The other is Alabama. This is probably our national title game, and probably was before the season ever started. Chill, do some deep stretches, and obliterate Rutgers this week to keep your fearsome national profile obvious, Buckeyes.
Ohio State is: The team I least want to play across a 10-game series of games that does not exist.
13. Arizona State
4-0 after they survived America’s most fearsome late night drunkards, Cal, in a 51-41 raiding of the liquor cabinet. I don’t know how good Arizona State is, but they’re good at playing teams with no defense and playing much better than they were supposed to in a rebuilding year.
Yes, listing them here is an excuse to share this clip.

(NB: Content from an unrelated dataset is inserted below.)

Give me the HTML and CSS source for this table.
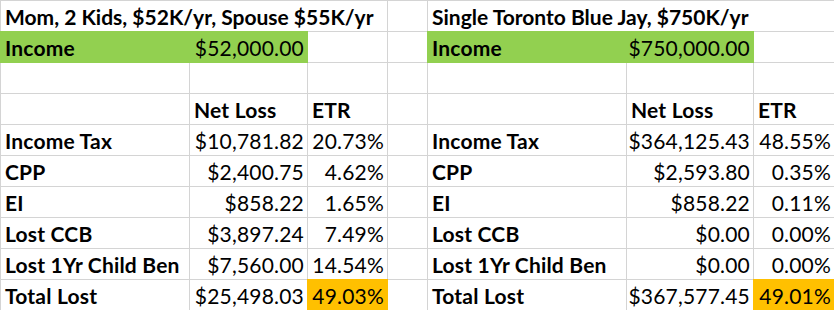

[video] RB Kalen Ballage (Arizona State) saute par dessus un défenseur !https://t.co/juuqcWOw6d
— The Blue Pennant (@thebluepennant) September 25, 2016
This space will be reserved for Kalen Ballage clips only from this point forward. Reminder: this ranking is made up.
Barely missing
- Nebraska? 4-0 and I still have no idea how good they are, so you’re right, angry Nebraska fan, it’s a travesty they didn’t make this ranking I just made up.
- Baylor? A win over Oklahoma State might not mean much this year, but you’re also 4-0 and still capable of scoring a zillion points. Still waiting for the Jim Grobe era to set in, though, and for you to start winning games by scores like 15-11.

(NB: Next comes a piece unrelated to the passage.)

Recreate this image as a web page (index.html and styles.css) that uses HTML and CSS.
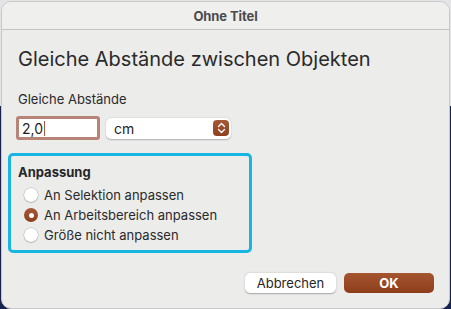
FILE: index.html
```html
<!DOCTYPE html>
<html lang="de">
<head>
<meta charset="utf-8">
<link rel="stylesheet" href="styles.css">
</head>
<body>
<div class="desk">
  <div class="window">
    <div class="titlebar">Ohne Titel</div>
    <div class="content">
      <h1 class="heading">Gleiche Abstände zwischen Objekten</h1>
      <div class="label">Gleiche Abstände</div>
      <div class="fields">
        <div class="input"><span class="val">2,0</span><span class="caret"></span></div>
        <div class="select">
          <span class="sel-text">cm</span>
          <span class="stepper">
            <svg width="9" height="12" viewBox="0 0 9 12"><path d="M1.5 4.5 L4.5 1.5 L7.5 4.5 M1.5 7.5 L4.5 10.5 L7.5 7.5" fill="none" stroke="#fff" stroke-width="1.4" stroke-linecap="round" stroke-linejoin="round"/></svg>
          </span>
        </div>
      </div>
      <div class="group">
        <div class="group-title">Anpassung</div>
        <div class="radio-row"><span class="radio"></span><span>An Selektion anpassen</span></div>
        <div class="radio-row"><span class="radio on"></span><span>An Arbeitsbereich anpassen</span></div>
        <div class="radio-row"><span class="radio"></span><span>Größe nicht anpassen</span></div>
      </div>
      <div class="buttons">
        <div class="btn">Abbrechen</div>
        <div class="btn primary">OK</div>
      </div>
    </div>
  </div>
</div>
</body>
</html>
```

FILE: styles.css
```css
* { box-sizing: border-box; }
html, body { margin: 0; padding: 0; }
body {
  width: 451px;
  height: 309px;
  overflow: hidden;
  background: linear-gradient(to bottom, #e4e4e6 0, #e4e4e6 106px, #17224e 106px, #17224e 100%);
  font-family: "Inter", "Liberation Sans", sans-serif;
  color: #262626;
}
.desk {
  padding: 1px 1px 0 1px;
}
.window {
  height: 308px;
  background: #ececeb;
  border-radius: 10px;
  border: 1px solid #c9c9c9;
  overflow: hidden;
  display: flex;
  flex-direction: column;
}
.titlebar {
  height: 28px;
  flex: none;
  background: #efefee;
  border-bottom: 1px solid #c4c4c4;
  text-align: center;
  font-weight: 700;
  font-size: 13px;
  line-height: 28px;
  color: #4b4b4b;
  letter-spacing: -0.1px;
}
.content {
  padding: 0 15px 0 7px;
  display: flex;
  flex-direction: column;
  flex: 1;
}
.heading {
  margin: 16px 0 0 9px;
  font-size: 20px;
  font-weight: 400;
  line-height: 26px;
  color: #2a2a2a;
  letter-spacing: 0;
}
.label {
  margin: 19px 0 0 9px;
  font-size: 13px;
  line-height: 16px;
  color: #2a2a2a;
}
.fields {
  margin: 9px 0 0 7px;
  display: flex;
  align-items: center;
  gap: 6px;
}
.input {
  width: 84px;
  height: 24px;
  border: 3px solid #b98478;
  border-radius: 3px;
  background: #fff;
  display: flex;
  align-items: center;
  padding-left: 3px;
  font-size: 14px;
  color: #1f1f1f;
}
.caret {
  width: 1px;
  height: 15px;
  background: #a85a40;
  margin-left: 1px;
}
.select {
  width: 125px;
  height: 21px;
  background: #fff;
  border-radius: 5px;
  box-shadow: 0 0.5px 1.5px rgba(0,0,0,0.25);
  display: flex;
  align-items: center;
  justify-content: space-between;
  padding: 0 2px 0 8px;
  font-size: 14px;
  color: #1f1f1f;
}
.stepper {
  width: 16px;
  height: 16px;
  border-radius: 4px;
  background: linear-gradient(#a65734, #8e3f1f);
  display: flex;
  align-items: center;
  justify-content: center;
}
.group {
  margin: 13px 0 0 -1px;
  width: 244px;
  height: 100px;
  border: 3px solid #18b6e2;
  border-radius: 5px;
  padding: 8px 0 0 7px;
}
.group-title {
  font-weight: 700;
  font-size: 13px;
  line-height: 17px;
  color: #262626;
  margin-bottom: 4px;
}
.radio-row {
  display: flex;
  align-items: center;
  gap: 6px;
  height: 20px;
  font-size: 13px;
  color: #2a2a2a;
  padding-left: 6px;
}
.radio {
  width: 14px;
  height: 14px;
  border-radius: 50%;
  background: #fff;
  box-shadow: 0 0 0 0.5px rgba(0,0,0,0.22), 0 1px 1px rgba(0,0,0,0.15);
  display: flex;
  align-items: center;
  justify-content: center;
}
.radio.on {
  background: linear-gradient(#a65734, #8e3f1f);
  box-shadow: none;
}
.radio.on::after {
  content: "";
  width: 5px;
  height: 5px;
  border-radius: 50%;
  background: #fff;
}
.buttons {
  margin-top: 20px;
  display: flex;
  justify-content: flex-end;
  gap: 8px;
}
.btn {
  width: 91px;
  height: 20px;
  border-radius: 5px;
  background: #fff;
  box-shadow: 0 0.5px 1.5px rgba(0,0,0,0.3);
  font-size: 13px;
  line-height: 20px;
  text-align: center;
  color: #262626;
}
.btn.primary {
  width: 90px;
  background: linear-gradient(#a4562f, #8e3d1b);
  color: #fff;
  font-weight: 700;
  box-shadow: none;
}
```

- Navy’s undefeated! I mention this out of patriotism and respect for those who can still run the triple option UNLIKE SOME PEOPLE, GEORGIA TECH.
- Wake Forest is also undefeated. I don’t have the psychological reserves to consider what this means. We punt. We’re just punting on evaluating a 4-0 Wake Forest.
- West Virginia is 3-0. Please don’t tell anyone. They’ll notice it and ruin everything.
- So is Maryland. You didn’t see this, either. I’m gonna stop listing teams that will surely lose games before too long, because hope is the real enemy and despair a friend. YES, MY TEAM LOST THIS WEEK TO A HATED RIVAL. JOIN ME IN THIS DIVING BELL CALLED SORROW.